Short problem: Gather all lines with "Tailwind" from the records.
++++
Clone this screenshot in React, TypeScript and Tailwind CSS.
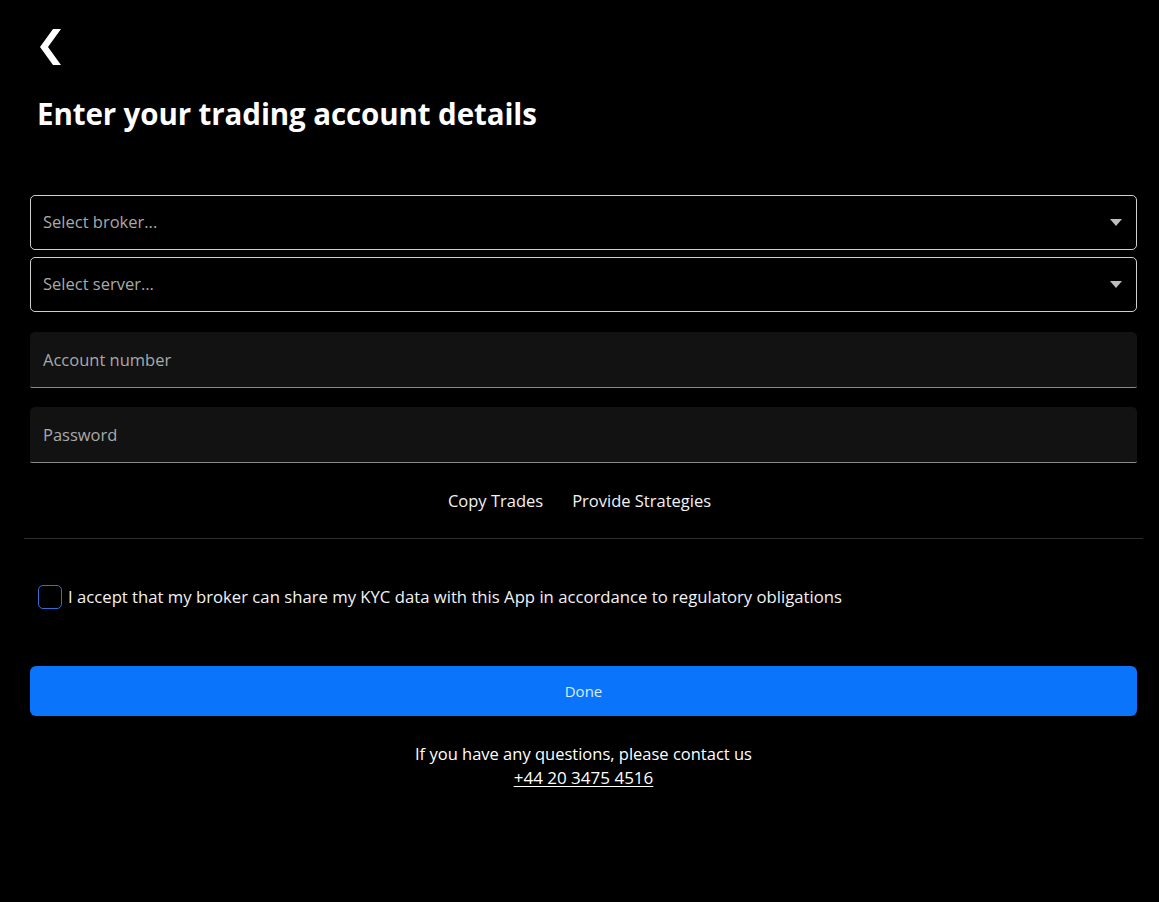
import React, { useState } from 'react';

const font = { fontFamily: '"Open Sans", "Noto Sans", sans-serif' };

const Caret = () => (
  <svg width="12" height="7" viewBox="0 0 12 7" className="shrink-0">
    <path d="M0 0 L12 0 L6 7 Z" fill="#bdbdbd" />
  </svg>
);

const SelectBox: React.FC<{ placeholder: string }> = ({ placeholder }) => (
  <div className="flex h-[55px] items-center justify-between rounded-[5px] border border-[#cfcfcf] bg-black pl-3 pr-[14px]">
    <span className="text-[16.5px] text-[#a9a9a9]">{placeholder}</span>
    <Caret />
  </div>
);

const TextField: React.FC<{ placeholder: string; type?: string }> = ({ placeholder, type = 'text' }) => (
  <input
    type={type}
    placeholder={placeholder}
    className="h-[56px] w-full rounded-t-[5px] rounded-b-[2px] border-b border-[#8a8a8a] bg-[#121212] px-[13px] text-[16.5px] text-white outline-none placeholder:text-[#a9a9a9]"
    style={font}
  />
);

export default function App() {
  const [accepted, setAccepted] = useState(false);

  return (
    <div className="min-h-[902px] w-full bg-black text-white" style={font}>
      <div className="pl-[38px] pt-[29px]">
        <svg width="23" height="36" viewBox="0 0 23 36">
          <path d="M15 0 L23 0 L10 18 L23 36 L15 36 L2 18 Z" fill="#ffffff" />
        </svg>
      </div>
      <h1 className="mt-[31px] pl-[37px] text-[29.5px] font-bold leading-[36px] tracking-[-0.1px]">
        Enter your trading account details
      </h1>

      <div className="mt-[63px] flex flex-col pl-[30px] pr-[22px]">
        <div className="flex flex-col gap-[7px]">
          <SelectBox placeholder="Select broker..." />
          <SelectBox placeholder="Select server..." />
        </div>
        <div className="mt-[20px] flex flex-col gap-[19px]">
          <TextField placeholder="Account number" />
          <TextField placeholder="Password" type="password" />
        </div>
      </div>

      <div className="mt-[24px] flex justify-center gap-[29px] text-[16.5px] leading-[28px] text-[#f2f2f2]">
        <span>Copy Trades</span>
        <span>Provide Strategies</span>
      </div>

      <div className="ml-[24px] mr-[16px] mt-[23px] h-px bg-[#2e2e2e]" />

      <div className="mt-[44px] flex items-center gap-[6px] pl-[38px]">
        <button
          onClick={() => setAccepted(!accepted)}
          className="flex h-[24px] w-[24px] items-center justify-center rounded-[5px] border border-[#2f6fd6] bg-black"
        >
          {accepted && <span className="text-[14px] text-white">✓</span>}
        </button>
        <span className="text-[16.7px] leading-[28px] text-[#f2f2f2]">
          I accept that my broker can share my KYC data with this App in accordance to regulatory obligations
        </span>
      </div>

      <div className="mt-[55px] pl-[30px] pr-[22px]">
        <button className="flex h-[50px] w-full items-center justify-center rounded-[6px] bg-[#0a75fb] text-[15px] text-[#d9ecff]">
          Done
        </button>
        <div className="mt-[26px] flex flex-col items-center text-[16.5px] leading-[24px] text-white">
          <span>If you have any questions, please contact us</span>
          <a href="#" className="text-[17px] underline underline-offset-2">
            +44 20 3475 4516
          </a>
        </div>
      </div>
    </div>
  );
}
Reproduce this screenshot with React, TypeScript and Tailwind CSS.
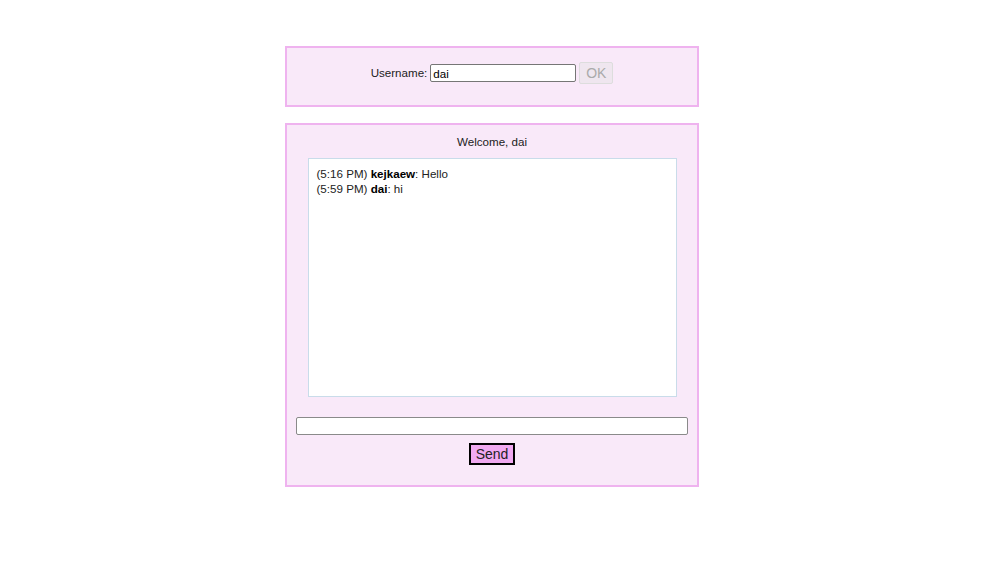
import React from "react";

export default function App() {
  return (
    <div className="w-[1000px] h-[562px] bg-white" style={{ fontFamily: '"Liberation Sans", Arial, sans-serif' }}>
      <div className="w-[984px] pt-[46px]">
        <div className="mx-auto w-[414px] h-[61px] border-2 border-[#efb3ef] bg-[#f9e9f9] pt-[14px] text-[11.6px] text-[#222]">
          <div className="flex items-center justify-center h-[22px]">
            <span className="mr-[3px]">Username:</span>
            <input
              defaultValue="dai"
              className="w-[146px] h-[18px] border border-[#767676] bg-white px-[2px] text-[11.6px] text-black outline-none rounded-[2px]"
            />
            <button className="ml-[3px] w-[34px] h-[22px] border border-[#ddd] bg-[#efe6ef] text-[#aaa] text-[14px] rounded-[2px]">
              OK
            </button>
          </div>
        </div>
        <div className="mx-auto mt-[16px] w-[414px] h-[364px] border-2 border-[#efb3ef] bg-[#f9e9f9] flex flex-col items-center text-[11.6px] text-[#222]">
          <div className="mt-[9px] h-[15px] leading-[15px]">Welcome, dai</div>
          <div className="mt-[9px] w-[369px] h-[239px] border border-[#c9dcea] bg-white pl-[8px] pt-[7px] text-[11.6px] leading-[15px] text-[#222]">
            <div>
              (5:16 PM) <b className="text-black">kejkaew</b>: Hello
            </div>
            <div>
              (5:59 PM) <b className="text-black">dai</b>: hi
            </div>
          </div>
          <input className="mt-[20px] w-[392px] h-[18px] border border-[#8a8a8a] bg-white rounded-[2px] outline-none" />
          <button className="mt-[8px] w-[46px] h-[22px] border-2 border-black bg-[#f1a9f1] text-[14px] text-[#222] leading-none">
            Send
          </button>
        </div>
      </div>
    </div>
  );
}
++++
The output:
Clone this screenshot in React, TypeScript and Tailwind CSS.
Reproduce this screenshot with React, TypeScript and Tailwind CSS.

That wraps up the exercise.